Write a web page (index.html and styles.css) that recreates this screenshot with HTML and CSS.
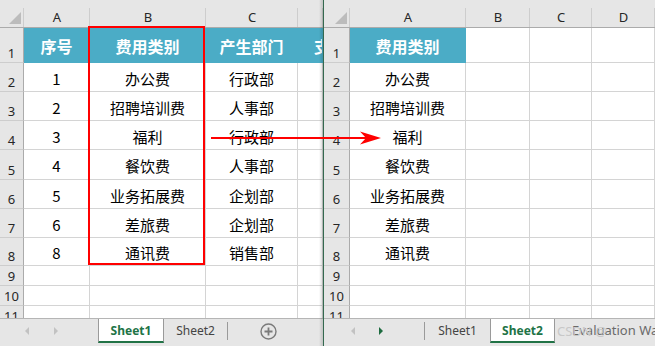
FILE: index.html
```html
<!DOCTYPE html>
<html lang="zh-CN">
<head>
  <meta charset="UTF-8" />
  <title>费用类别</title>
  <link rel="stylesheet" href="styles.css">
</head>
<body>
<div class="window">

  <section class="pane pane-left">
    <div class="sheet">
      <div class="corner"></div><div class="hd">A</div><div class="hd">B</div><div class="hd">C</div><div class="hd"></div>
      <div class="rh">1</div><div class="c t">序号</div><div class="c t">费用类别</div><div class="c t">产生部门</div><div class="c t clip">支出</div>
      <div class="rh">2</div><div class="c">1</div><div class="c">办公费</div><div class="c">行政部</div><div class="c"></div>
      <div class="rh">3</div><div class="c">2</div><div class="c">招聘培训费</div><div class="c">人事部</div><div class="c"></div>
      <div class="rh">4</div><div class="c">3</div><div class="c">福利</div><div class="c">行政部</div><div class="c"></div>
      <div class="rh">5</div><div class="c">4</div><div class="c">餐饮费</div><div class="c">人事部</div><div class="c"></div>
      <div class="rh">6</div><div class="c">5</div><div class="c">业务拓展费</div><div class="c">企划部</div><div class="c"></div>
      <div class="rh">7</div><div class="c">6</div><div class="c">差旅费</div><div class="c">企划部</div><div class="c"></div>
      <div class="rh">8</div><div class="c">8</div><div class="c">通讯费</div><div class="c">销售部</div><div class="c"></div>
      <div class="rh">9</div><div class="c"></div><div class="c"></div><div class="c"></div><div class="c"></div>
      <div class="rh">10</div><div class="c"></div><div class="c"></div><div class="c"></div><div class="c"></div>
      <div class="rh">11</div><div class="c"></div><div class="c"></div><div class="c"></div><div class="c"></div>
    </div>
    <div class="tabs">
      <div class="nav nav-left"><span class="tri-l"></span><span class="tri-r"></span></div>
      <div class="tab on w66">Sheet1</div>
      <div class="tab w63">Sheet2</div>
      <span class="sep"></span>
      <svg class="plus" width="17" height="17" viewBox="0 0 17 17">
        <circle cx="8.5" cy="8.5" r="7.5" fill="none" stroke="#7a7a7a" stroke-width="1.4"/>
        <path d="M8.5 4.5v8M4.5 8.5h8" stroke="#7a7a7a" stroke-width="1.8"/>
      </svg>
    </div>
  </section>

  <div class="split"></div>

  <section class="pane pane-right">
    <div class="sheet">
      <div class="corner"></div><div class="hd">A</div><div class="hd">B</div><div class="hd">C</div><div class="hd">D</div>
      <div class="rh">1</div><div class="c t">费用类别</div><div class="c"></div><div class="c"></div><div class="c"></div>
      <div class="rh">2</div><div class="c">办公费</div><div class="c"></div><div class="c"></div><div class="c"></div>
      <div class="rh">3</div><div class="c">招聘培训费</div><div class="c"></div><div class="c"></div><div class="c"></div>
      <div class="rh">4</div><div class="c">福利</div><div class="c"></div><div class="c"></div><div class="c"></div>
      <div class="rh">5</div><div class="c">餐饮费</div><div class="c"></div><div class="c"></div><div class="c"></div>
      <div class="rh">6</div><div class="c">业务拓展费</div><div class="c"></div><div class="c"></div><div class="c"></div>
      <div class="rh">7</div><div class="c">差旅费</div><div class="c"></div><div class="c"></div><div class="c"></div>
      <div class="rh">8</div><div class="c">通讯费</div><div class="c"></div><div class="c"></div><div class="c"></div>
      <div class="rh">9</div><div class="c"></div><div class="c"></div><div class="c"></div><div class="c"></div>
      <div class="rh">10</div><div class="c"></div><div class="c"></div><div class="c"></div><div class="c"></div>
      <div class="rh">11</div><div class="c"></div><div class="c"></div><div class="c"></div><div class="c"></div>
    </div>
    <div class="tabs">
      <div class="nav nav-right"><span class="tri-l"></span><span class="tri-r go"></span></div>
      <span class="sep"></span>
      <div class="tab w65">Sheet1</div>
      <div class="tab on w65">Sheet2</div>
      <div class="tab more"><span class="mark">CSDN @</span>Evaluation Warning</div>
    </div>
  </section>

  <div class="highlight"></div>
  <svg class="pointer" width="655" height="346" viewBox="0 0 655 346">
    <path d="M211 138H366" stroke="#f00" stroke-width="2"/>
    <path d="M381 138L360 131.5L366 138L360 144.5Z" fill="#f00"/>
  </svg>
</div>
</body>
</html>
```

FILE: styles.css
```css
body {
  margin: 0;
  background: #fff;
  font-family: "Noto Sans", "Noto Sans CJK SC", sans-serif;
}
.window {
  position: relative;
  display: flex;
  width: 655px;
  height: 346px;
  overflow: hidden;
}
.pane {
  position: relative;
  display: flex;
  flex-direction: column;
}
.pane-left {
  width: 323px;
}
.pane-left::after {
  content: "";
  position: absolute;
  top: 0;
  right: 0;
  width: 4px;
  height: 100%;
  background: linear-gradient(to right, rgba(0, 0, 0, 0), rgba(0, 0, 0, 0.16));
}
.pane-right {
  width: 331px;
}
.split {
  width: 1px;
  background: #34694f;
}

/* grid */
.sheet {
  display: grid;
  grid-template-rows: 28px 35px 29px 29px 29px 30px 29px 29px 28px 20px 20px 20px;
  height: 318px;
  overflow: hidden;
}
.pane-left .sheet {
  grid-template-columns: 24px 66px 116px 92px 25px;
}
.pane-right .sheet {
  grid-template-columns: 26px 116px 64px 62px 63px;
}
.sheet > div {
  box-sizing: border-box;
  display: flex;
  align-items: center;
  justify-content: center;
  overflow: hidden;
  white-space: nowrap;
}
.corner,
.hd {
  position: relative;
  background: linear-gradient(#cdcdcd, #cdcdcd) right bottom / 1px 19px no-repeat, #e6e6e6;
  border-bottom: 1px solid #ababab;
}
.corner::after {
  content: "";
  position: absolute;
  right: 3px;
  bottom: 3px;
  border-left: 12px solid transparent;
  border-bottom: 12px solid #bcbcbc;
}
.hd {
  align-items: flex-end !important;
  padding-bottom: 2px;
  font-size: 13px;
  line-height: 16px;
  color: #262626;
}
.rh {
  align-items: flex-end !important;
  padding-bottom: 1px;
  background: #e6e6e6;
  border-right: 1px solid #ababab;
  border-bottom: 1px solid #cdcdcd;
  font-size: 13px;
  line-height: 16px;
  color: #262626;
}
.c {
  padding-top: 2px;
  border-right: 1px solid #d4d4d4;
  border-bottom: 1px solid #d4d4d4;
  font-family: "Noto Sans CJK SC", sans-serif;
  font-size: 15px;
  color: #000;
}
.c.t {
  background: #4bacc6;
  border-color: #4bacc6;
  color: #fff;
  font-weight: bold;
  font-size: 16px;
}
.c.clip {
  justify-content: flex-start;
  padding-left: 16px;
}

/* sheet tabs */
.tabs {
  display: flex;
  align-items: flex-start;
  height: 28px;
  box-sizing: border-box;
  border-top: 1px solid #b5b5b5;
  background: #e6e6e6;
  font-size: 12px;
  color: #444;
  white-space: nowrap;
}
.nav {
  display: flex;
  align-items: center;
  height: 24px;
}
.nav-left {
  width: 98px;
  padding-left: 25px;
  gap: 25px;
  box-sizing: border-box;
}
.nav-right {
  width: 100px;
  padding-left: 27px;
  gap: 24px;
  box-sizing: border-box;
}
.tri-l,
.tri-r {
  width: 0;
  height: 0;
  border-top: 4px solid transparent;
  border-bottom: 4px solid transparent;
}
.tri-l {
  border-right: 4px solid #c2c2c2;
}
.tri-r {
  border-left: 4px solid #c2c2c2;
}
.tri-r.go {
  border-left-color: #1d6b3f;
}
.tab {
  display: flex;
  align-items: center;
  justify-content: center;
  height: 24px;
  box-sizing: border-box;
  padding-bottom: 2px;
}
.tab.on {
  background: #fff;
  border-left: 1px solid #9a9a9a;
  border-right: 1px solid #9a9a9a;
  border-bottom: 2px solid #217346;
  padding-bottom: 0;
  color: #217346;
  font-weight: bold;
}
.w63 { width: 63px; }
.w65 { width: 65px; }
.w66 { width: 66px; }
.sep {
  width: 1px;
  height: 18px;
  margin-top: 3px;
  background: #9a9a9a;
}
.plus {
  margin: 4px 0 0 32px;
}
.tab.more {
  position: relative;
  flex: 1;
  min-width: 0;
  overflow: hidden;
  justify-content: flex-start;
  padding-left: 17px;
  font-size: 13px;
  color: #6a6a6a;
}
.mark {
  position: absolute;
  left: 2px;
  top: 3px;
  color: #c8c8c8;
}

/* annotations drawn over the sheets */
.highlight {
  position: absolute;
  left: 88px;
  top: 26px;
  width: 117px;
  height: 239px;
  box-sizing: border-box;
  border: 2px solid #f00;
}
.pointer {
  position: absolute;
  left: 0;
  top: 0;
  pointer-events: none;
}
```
○ ○ ○
WHAT TO PRODUCE: Count the lines in which the string "index" appears, then report only that figure.

SOLUTION FOR THIS TASK: 2